At the time, she was required to have a teaching certificate to teach O&M to children in schools. She also went on to secure her Teacher for the Visually Impaired (TVI) certificate from PCO in 2002 and a certificate in Low Vision Rehabilitation in 2007, also from PCO. She eventually started doing some part-time work at PCO, took some time off to start a family, then rejoined PCO/Salus and has been here ever since.
Additionally, you’ll find her at The Eye Institute (TEI) on most Tuesdays during the year providing low vision therapy through the William Feinbloom Vision Rehabilitation Center, where she also mentors LVR interns and fourth-year Doctor of Optometry students.
“I like mentoring students. It’s such a unique field and for Salus to be able to offer it, it’s really unique to our area,” said Lueders. “I think back to when I was first getting involved and how excited I was to get started. That plays into why I keep doing what I’m doing. I like sharing my knowledge by helping the students find their paths.”
She believes Salus BLVS students are in high demand and among the best-prepared in the field.
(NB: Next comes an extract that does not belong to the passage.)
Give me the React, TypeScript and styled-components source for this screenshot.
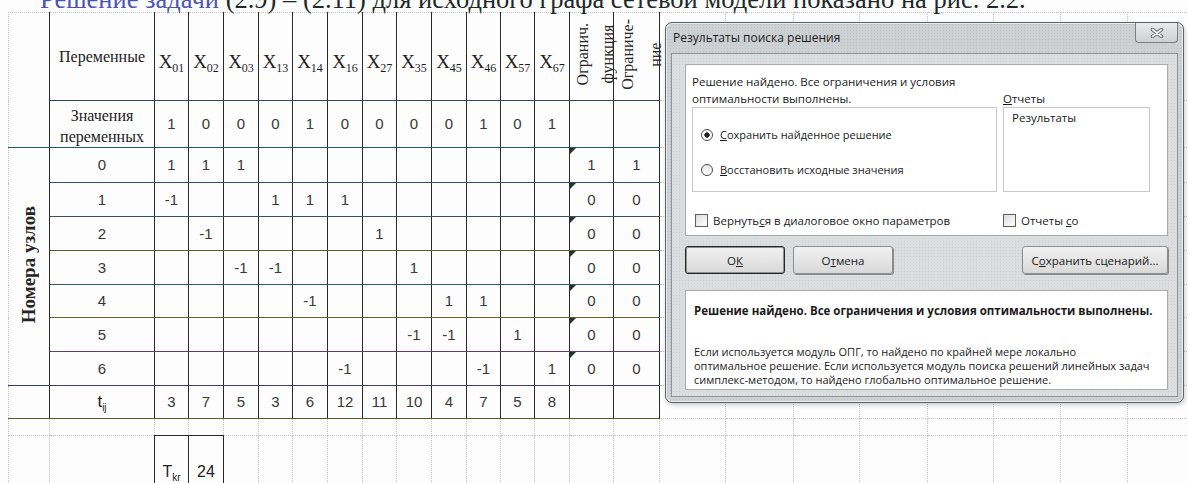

“There is a shortage of personnel in our field and our programs are kind of unique across the country,” she said. “We need more students, we need to recruit, and we need to get the word out more that this is such an important need.”
Lueders is currently active within professional organizations, including the Pennsylvania/Delaware chapter of the Association for Education and Rehabilitation of the Blind and Visually impaired, where she serves as board member and co-chair of the Communications Committee. And, when she’s not teaching or being a student herself, she enjoys spending time with her family and friends in Chester County, Pennsylvania.
But it’s the whole accessibility thing that’s caught her attention at the moment and how she can use that information to become a better teacher.
"I hope to study how universities are preparing future instructional designers who are so well positioned to impact the learning experiences of all students, including those who are visually impaired,” she said.